President Donald Trump has formally called on the United States Senate to advance the Digital Asset Market Clarity Act, a piece of legislation that would establish a comprehensive federal regulatory framework for cryptocurrencies — a move that analysts say could meaningfully reduce market uncertainty, attract significant institutional capital, and shape the near-term price trajectory of Bitcoin and the broader digital asset market.
The push marks one of the most direct interventions by a sitting president into the ongoing debate over how the United States should govern digital assets. For years, the crypto industry has operated in a fragmented regulatory landscape, navigating overlapping — and often conflicting — jurisdictions claimed by the Securities and Exchange Commission, the Commodity Futures Trading Commission, and a patchwork of state-level authorities. The Digital Asset Market Clarity Act is designed to cut through that ambiguity by creating a single, coherent federal standard for how digital assets are classified, traded, and supervised.
The stakes for institutional finance are considerable. Large asset managers, bank custodians, and publicly traded corporations have long cited regulatory uncertainty as the primary barrier to deeper engagement with digital assets. Without clear answers to basic questions — Is a given token a security or a commodity? Who has enforcement authority? What disclosures are required? — compliance officers at major financial institutions have struggled to construct investment mandates that satisfy fiduciary duty. A federal framework would, in theory, resolve those questions and open the door to a new class of institutional entrant that has so far remained on the sidelines.
Bitcoin's price sensitivity to regulatory developments is well-documented. Major policy announcements — from the approval of spot Bitcoin exchange-traded funds to enforcement actions against leading exchanges — have historically triggered significant price movements in both directions. Should the Digital Asset Market Clarity Act clear the Senate and advance toward enactment, market observers expect the resulting confidence signal to be bullish for Bitcoin specifically, given its status as the most liquid and institutionally recognized digital asset. Clarity tends to compress risk premiums, and a lower regulatory risk premium typically translates into higher asset valuations.
Trump's direct involvement also carries political weight beyond cryptocurrency markets. By publicly pressing the Senate to act, the administration is effectively signaling that crypto regulation is a legislative priority — not merely a technical discussion to be delegated to financial regulators. This repositions the Digital Asset Market Clarity Act on the Senate's agenda and puts pressure on legislators who might have been content to let the bill languish in committee. It is a calculated use of executive influence in a domain where the presidency has limited direct authority but substantial agenda-setting power.
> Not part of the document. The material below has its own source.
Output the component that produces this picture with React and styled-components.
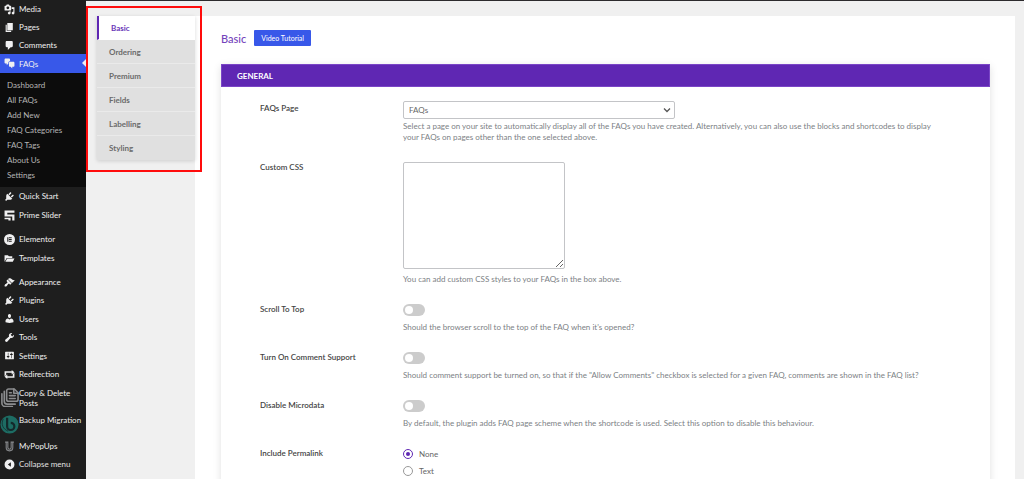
import React from "react";
import styled, { createGlobalStyle } from "styled-components";

const icons = {
  media: "M13 11V4c0-.55-.45-1-1-1h-1.67L9 1H5L3.67 3H2c-.55 0-1 .45-1 1v7c0 .55.45 1 1 1h10c.55 0 1-.45 1-1zM7 4.5c1.38 0 2.5 1.12 2.5 2.5S8.38 9.5 7 9.5 4.5 8.38 4.5 7 5.62 4.5 7 4.5zM14 6h5v10.5c0 1.38-1.12 2.5-2.5 2.5S14 17.88 14 16.5s1.12-2.5 2.5-2.5c.17 0 .34.02.5.05V9h-3V6zm-4 8.05V13h2v3.5c0 1.38-1.12 2.5-2.5 2.5S7 17.88 7 16.5 8.12 14 9.5 14c.17 0 .34.02.5.05z",
  page: "M6 15V2h10v13H6zm-1 1h8v2H3V5h2v11z",
  comments: "M5 2h9c1.1 0 2 .9 2 2v7c0 1.1-.9 2-2 2h-2l-5 5v-5H5c-1.1 0-2-.9-2-2V4c0-1.1.9-2 2-2z",
  chat: "M11 6h-.82C9.07 6 8 7.2 8 8.16V10l-3 3v-3H3c-1.1 0-2-.9-2-2V3c0-1.1.9-2 2-2h6c1.1 0 2 .9 2 2v3zm0 1h6c1.1 0 2 .9 2 2v5c0 1.1-.9 2-2 2h-2v3l-3-3h-1c-1.1 0-2-.9-2-2V9c0-1.1.9-2 2-2z",
  plugin: "M13.11 4.36L9.87 7.6 8 5.73l3.24-3.24c.35-.34 1.05-.2 1.56.32.52.51.66 1.21.31 1.55zm-8 1.77l.91-1.12 9.01 9.01-1.19.84c-.71.71-2.63 1.16-3.82 1.16H6.14L4.9 17.26c-.59.59-1.54.59-2.12 0-.59-.58-.59-1.53 0-2.12l1.24-1.24v-3.88c0-1.13.4-3.19 1.09-3.89zm7.26 3.97l3.24-3.24c.34-.35 1.04-.21 1.55.31.52.51.66 1.21.31 1.55l-3.24 3.25z",
  slider: "M1 1h18v4H6v3h13v11h-4v-7H1V1zM1 14h11v5H8v-2H1v-3z",
  elementor: "M10 0a10 10 0 1 1 0 20a10 10 0 1 1 0-20zM6 6v8h2V6H6zm3 0v1.600h5V6H9zm0 3.200v1.600h5V9.200H9zm0 3.200V14h5v-1.600H9z",
  folder: "M1 16V4h6l2 2h6v3H5L1 16zm4.800-6H19l-3 6H2.500z",
  appearance: "M14.48 11.06L7.41 3.99l1.5-1.5c.5-.56 2.3-.47 3.51.32 1.21.8 1.43 1.28 2.91 2.1 1.18.64 2.45 1.26 4.45.85zm-.71.71L6.7 4.7 4.93 6.47c-.39.39-.39 1.02 0 1.41l1.06 1.06c.39.39.39 1.03 0 1.42-.6.6-1.43 1.11-2.21 1.69-.35.26-.7.53-1.01.84C1.43 14.23.4 16.08 1.4 17.07c.99 1 2.84-.03 4.18-1.36.31-.31.58-.66.85-1.02.57-.78 1.08-1.61 1.69-2.21.39-.39 1.02-.39 1.41 0l1.06 1.06c.39.39 1.02.39 1.41 0z",
  users: "M10 9.25c-2.27 0-2.73-3.44-2.73-3.44C7 4.02 7.82 2 9.97 2c2.16 0 2.98 2.02 2.71 3.81 0 0-.41 3.44-2.68 3.44zm0 2.57L12.72 10c2.39 0 4.52 2.33 4.52 4.53v2.49s-3.65 1.13-7.24 1.13c-3.65 0-7.24-1.13-7.24-1.13v-2.49c0-2.25 1.94-4.48 4.47-4.48z",
  tools: "M16.68 9.77c-1.34 1.34-3.3 1.67-4.95.99l-5.41 6.52c-.99.99-2.59.99-3.58 0s-.99-2.59 0-3.57l6.52-5.42c-.68-1.65-.35-3.61.99-4.95 1.28-1.28 3.12-1.62 4.72-1.06l-2.89 2.89 2.82 2.82 2.86-2.87c.53 1.58.18 3.39-1.08 4.65z",
  settings: "M18 16V4c0-.55-.45-1-1-1H3c-.55 0-1 .45-1 1v12c0 .55.45 1 1 1h14c.55 0 1-.45 1-1zM8 11h1c.55 0 1 .45 1 1s-.45 1-1 1H8v1.5c0 .28-.22.5-.5.5s-.5-.22-.5-.5V13H6c-.55 0-1-.45-1-1s.45-1 1-1h1V5.5c0-.28.22-.5.5-.5s.5.22.5.5V11zm5-2h-1c-.55 0-1-.45-1-1s.45-1 1-1h1V5.5c0-.28.22-.5.5-.5s.5.22.5.5V7h1c.55 0 1 .45 1 1s-.45 1-1 1h-1v5.500c0 .28-.22.5-.5.5s-.5-.22-.5-.5V9z",
  redirect: "M4 7v4l-3 2V4h13V2l5 4-5 4V7H4zm12 6V9l3-2v9H6v2l-5-4 5-4v3h10z",
  collapse: "M10 1a9 9 0 1 1 0 18a9 9 0 1 1 0-18zM12.500 14V6L7 10z",
};

const Icon = ({ name }) => (
  <Glyph viewBox="0 0 20 20" aria-hidden="true">
    <path fillRule="evenodd" d={icons[name]} />
  </Glyph>
);

const CopyIcon = () => (
  <BigGlyph viewBox="0 0 20 20" aria-hidden="true">
    <g fill="none" stroke="#8b8c8e" strokeWidth="1.700" strokeLinejoin="round" strokeLinecap="round">
      <path d="M9 1h6l4 4v7a2 2 0 0 1-2 2H9a2 2 0 0 1-2-2V3a2 2 0 0 1 2-2z" />
      <path d="M14.500 1v4.500H19M10 5h2M10 8h6M10 11h6" />
      <path d="M4.500 3.500v10.500a3 3 0 0 0 3 3H16M2 6v10a3.500 3.500 0 0 0 3.500 3.500H13" />
    </g>
  </BigGlyph>
);

const BackupIcon = () => (
  <BigGlyph viewBox="0 0 20 20" aria-hidden="true">
    <circle cx="10" cy="10" r="9.500" fill="#1d6c63" />
    <path d="M7.500 3v9a3.800 3.800 0 1 0 3.800-3.800" fill="none" stroke="#14292b" strokeWidth="2.300" />
    <path d="M3.500 4c-3 6 0 11 5 13" fill="none" stroke="#14292b" strokeWidth="0.800" />
  </BigGlyph>
);

const PopupIcon = () => (
  <Glyph viewBox="0 0 20 20" aria-hidden="true">
    <path
      d="M2 2h5v10a3 3 0 0 0 6 0V2h5M4 3v9a6 6 0 0 0 12 0V3"
      fill="none"
      stroke="#85878a"
      strokeWidth="2"
    />
  </Glyph>
);

const submenu = ["Dashboard", "All FAQs", "Add New", "FAQ Categories", "FAQ Tags", "About Us", "Settings"];
const tabs = ["Basic", "Ordering", "Premium", "Fields", "Labelling", "Styling"];

const MenuLink = ({ icon, children, ...rest }) => (
  <MenuItem href="#" {...rest}>
    <IconSlot>{typeof icon === "string" ? <Icon name={icon} /> : icon}</IconSlot>
    <span>{children}</span>
  </MenuItem>
);

const ToggleField = ({ id, label, help }) => (
  <Field>
    <Label htmlFor={id}>{label}</Label>
    <div>
      <Toggle id={id} type="checkbox" role="switch" />
      <Help $gap="6px">{help}</Help>
    </div>
  </Field>
);

const App = () => {
  return (
    <Page>
      <GlobalStyle />
      <Sidebar>
        <Group>
          <MenuLink icon="media">Media</MenuLink>
          <MenuLink icon="page">Pages</MenuLink>
          <MenuLink icon="comments">Comments</MenuLink>
          <MenuLink icon="chat" $active $tall>FAQs</MenuLink>
          <Submenu>
            {submenu.map((item) => (
              <SubLink href="#" key={item}>{item}</SubLink>
            ))}
          </Submenu>
        </Group>
        <Group $gap="1px">
          <MenuLink icon="plugin">Quick Start</MenuLink>
          <MenuLink icon="slider">Prime Slider</MenuLink>
        </Group>
        <Group $gap="1px" $space>
          <MenuLink icon="elementor">Elementor</MenuLink>
          <MenuLink icon="folder">Templates</MenuLink>
        </Group>
        <Group $space>
          <MenuLink icon="appearance">Appearance</MenuLink>
          <MenuLink icon="plugin">Plugins</MenuLink>
          <MenuLink icon="users" $tall>Users</MenuLink>
          <MenuLink icon="tools">Tools</MenuLink>
          <MenuLink icon="settings" $tall>Settings</MenuLink>
          <MenuLink icon="redirect">Redirection</MenuLink>
          <MenuLink icon={<CopyIcon />} $large>Copy &amp; Delete Posts</MenuLink>
          <MenuLink icon={<BackupIcon />} $large>Backup Migration</MenuLink>
        </Group>
        <Group>
          <MenuLink icon={<PopupIcon />}>MyPopUps</MenuLink>
          <Collapse type="button">
            <IconSlot><Icon name="collapse" /></IconSlot>
            <span>Collapse menu</span>
          </Collapse>
        </Group>
      </Sidebar>

      <Main>
        <TabColumn>
          <TabList>
            {tabs.map((tab) => (
              <Tab href="#" key={tab} $active={tab === "Basic"}>{tab}</Tab>
            ))}
          </TabList>
          <Highlight />
        </TabColumn>

        <Panel>
          <Heading>
            <Title>Basic</Title>
            <VideoButton type="button">Video Tutorial</VideoButton>
          </Heading>
          <Section>
            <SectionTitle>GENERAL</SectionTitle>
            <Fields>
              <Field>
                <Label htmlFor="page" $select>FAQs Page</Label>
                <div>
                  <SelectWrap>
                    <Select id="page">
                      <option>FAQs</option>
                    </Select>
                    <Chevron viewBox="0 0 8 8" aria-hidden="true">
                      <path d="M1 2.500l3 3 3-3" fill="none" stroke="#555" strokeWidth="1.300" />
                    </Chevron>
                  </SelectWrap>
                  <Help $gap="2px">
                    Select a page on your site to automatically display all of the FAQs you have created. Alternatively, you can also use the blocks and shortcodes to display your FAQs on pages other than the one selected above.
                  </Help>
                </div>
              </Field>
              <Field>
                <Label htmlFor="css">Custom CSS</Label>
                <div>
                  <TextArea id="css" />
                  <Help $gap="5px">You can add custom CSS styles to your FAQs in the box above.</Help>
                </div>
              </Field>
              <ToggleField
                id="scroll"
                label="Scroll To Top"
                help="Should the browser scroll to the top of the FAQ when it's opened?"
              />
              <ToggleField
                id="comment"
                label="Turn On Comment Support"
                help={'Should comment support be turned on, so that if the "Allow Comments" checkbox is selected for a given FAQ, comments are shown in the FAQ list?'}
              />
              <ToggleField
                id="microdata"
                label="Disable Microdata"
                help="By default, the plugin adds FAQ page scheme when the shortcode is used. Select this option to disable this behaviour."
              />
              <Field role="radiogroup" aria-labelledby="permalink">
                <Label as="span" id="permalink">Include Permalink</Label>
                <RadioList>
                  {["None", "Text"].map((option) => (
                    <RadioLabel key={option}>
                      <Radio type="radio" name="permalink" defaultChecked={option === "None"} />
                      {option}
                    </RadioLabel>
                  ))}
                </RadioList>
              </Field>
            </Fields>
          </Section>
        </Panel>
      </Main>
    </Page>
  );
};

const GlobalStyle = createGlobalStyle`
  * {
    box-sizing: border-box;
  }
  body {
    margin: 0;
    background: #f0f0f0;
    font-family: Lato, "Open Sans", sans-serif;
    font-size: 8px;
    color: #555;
  }
  button, select, input, textarea {
    font-family: inherit;
    margin: 0;
  }
  a {
    text-decoration: none;
  }
`;

const Page = styled.div`
  display: flex;
  height: 100vh;
  overflow: hidden;
`;

const Sidebar = styled.nav`
  flex: 0 0 86px;
  background: #1e1e1e;
`;

const Group = styled.div`
  display: flex;
  flex-direction: column;
  gap: ${(props) => props.$gap || "0"};
  margin-top: ${(props) => (props.$space ? "6px" : "0")};
`;

const MenuItem = styled.a`
  position: relative;
  display: flex;
  align-items: ${(props) => (props.$large ? "flex-start" : "center")};
  height: ${(props) => (props.$large ? "27px" : props.$tall ? "19px" : "18px")};
  padding-top: ${(props) => (props.$large ? "5px" : "0")};
  color: #f0f0f0;
  background: ${(props) => (props.$active ? "#3858e9" : "transparent")};
  font-size: 8px;
  line-height: 10px;
  &::after {
    content: "";
    display: ${(props) => (props.$active ? "block" : "none")};
    position: absolute;
    right: 0;
    top: 5px;
    border: 4px solid transparent;
    border-left-width: 0;
    border-right-color: #f0f0f0;
  }
`;

const Collapse = styled.button`
  display: flex;
  align-items: center;
  height: 18px;
  padding: 0;
  border: 0;
  background: none;
  color: #e0e0e0;
  font-size: 8px;
`;

const IconSlot = styled.span`
  flex: 0 0 19px;
  display: flex;
  justify-content: center;
  min-width: 0;
`;

const Glyph = styled.svg`
  width: 11px;
  height: 11px;
  fill: #f0f0f1;
`;

const BigGlyph = styled.svg`
  flex: none;
  width: 19px;
  height: 19px;
`;

const Submenu = styled.div`
  padding: 5px 0 4px 7px;
  background: #0c0c0c;
`;

const SubLink = styled.a`
  display: block;
  color: #b5b5b5;
  font-size: 8px;
  line-height: 15px;
`;

const Main = styled.main`
  flex: 1;
  display: flex;
  min-width: 0;
  padding: 15px 9px 0 11px;
  border-top: 1px solid #2c2a2d;
`;

const TabColumn = styled.div`
  position: relative;
  flex: 0 0 98px;
`;

const TabList = styled.nav`
  box-shadow: 0 1px 4px rgba(0, 0, 0, 0.15);
`;

const Tab = styled.a`
  display: flex;
  align-items: center;
  height: 24px;
  padding-left: 12px;
  border-left: ${(props) => (props.$active ? "2px solid #5f27b3" : "0")};
  border-bottom: 1px solid ${(props) => (props.$active ? "#fff" : "#eaeaea")};
  background: ${(props) => (props.$active ? "#fff" : "#e0e0e0")};
  color: ${(props) => (props.$active ? "#6a35b8" : "#6b6b6b")};
  font-size: 8px;
  font-weight: 700;
  &:last-child {
    border-bottom: 0;
  }
`;

/* red frame drawn over the tab list */
const Highlight = styled.div`
  position: absolute;
  top: -10px;
  right: -7px;
  left: -11px;
  height: 166px;
  border: 2px solid #ff0c0c;
  pointer-events: none;
`;

const Panel = styled.section`
  flex: 1;
  min-width: 0;
  padding: 14px 25px 0 26px;
  background: #fff;
`;

const Heading = styled.header`
  display: flex;
  align-items: center;
  gap: 8px;
  height: 16px;
`;

const Title = styled.h1`
  margin: 0;
  color: #7443bb;
  font-size: 11px;
  font-weight: 500;
`;

const VideoButton = styled.button`
  height: 16px;
  padding: 0 7px;
  border: 0;
  border-radius: 1px;
  background: #3858e9;
  color: #fff;
  font-size: 7px;
`;

const Section = styled.div`
  margin-top: 18px;
  box-shadow: 0 2px 8px rgba(0, 0, 0, 0.12);
`;

const SectionTitle = styled.h2`
  display: flex;
  align-items: center;
  height: 23px;
  margin: 0;
  padding-left: 15px;
  border: 1px solid #7a45c6;
  background: #5f27b3;
  color: #fff;
  font-size: 8px;
  font-weight: 700;
`;

const Fields = styled.div`
  display: flex;
  flex-direction: column;
  gap: 19px;
  padding: 14px 39px;
`;

const Field = styled.div`
  display: grid;
  grid-template-columns: 143px minmax(0, 540px);
  align-items: start;
`;

const Label = styled.label`
  color: #444;
  font-size: 8px;
  font-weight: 600;
  line-height: ${(props) => (props.$select ? "15px" : "11px")};
`;

const Help = styled.p`
  margin: ${(props) => props.$gap} 0 0;
  color: #7c7f85;
  font-size: 8px;
  line-height: 11px;
`;

const SelectWrap = styled.div`
  display: grid;
  align-items: center;
  width: 272px;
`;

const Select = styled.select`
  grid-area: 1 / 1;
  appearance: none;
  width: 100%;
  height: 18px;
  padding: 0 5px;
  border: 1px solid #c3c4c7;
  border-radius: 2px;
  background: #fff;
  color: #666;
  font-size: 8px;
`;

const Chevron = styled.svg`
  grid-area: 1 / 1;
  justify-self: end;
  width: 8px;
  height: 8px;
  margin-right: 4px;
  pointer-events: none;
`;

const TextArea = styled.textarea`
  display: block;
  width: 162px;
  height: 107px;
  border: 1px solid #c3c4c7;
  border-radius: 2px;
  background: #fff;
`;

const Toggle = styled.input`
  appearance: none;
  display: flex;
  align-items: center;
  width: 22px;
  height: 12px;
  padding: 0 2px;
  border-radius: 6px;
  background: #ccc;
  &::before {
    content: "";
    width: 8px;
    height: 8px;
    border-radius: 50%;
    background: #fff;
  }
  &:checked {
    justify-content: flex-end;
    background: #5f27b3;
  }
`;

const RadioList = styled.div`
  display: flex;
  flex-direction: column;
  gap: 6px;
`;

const RadioLabel = styled.label`
  display: flex;
  align-items: center;
  gap: 6px;
  height: 11px;
  color: #666;
  font-size: 8px;
`;

const Radio = styled.input`
  appearance: none;
  display: grid;
  place-items: center;
  width: 10px;
  height: 10px;
  border: 1px solid #999;
  border-radius: 50%;
  background: #fff;
  &:checked {
    border-color: #5f27b3;
  }
  &:checked::before {
    content: "";
    width: 4px;
    height: 4px;
    border-radius: 50%;
    background: #5f27b3;
  }
`;

export default App;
The broader macroeconomic context adds urgency. Competing jurisdictions — most notably the European Union with its Markets in Crypto-Assets Regulation, commonly known as MiCA — have already enacted comprehensive digital asset rulebooks, giving European markets a head start in attracting regulated crypto business. Industry advocates have warned for years that continued regulatory ambiguity in the United States risks pushing innovation and liquidity offshore, ceding competitive ground to jurisdictions that moved faster to provide legal certainty. Trump's call for Senate action can be read, in part, as a response to that competitive pressure.
Critics of the bill, however, have raised concerns about whether a single federal framework adequately addresses the diverse nature of the digital asset ecosystem — ranging from decentralized finance protocols and stablecoins to non-fungible tokens and tokenized securities. Consumer protection advocates have questioned whether the legislation provides sufficient safeguards for retail investors, who remain disproportionately exposed to the sector's volatility and fraud risks. How the Senate reconciles those concerns with the industry's demand for a permissive regulatory environment will ultimately determine the bill's final shape.
What This Means for Markets and the Industry
If the Digital Asset Market Clarity Act advances through the Senate, it would represent the most significant federal intervention in the cryptocurrency sector to date, potentially unlocking a wave of institutional investment that has been held back by regulatory ambiguity for years. For Bitcoin, the effect could be substantial: cleaner legal definitions and enforceable compliance standards would reduce the risk discount embedded in current valuations. For the broader fintech and banking sector, the legislation signals that the era of regulatory improvisation around digital assets is drawing to a close — and that firms which have invested in compliance infrastructure will be well-positioned to capitalize on a newly legitimized market. The speed and shape of the Senate's response to Trump's pressure will be among the most consequential developments in financial regulation this year.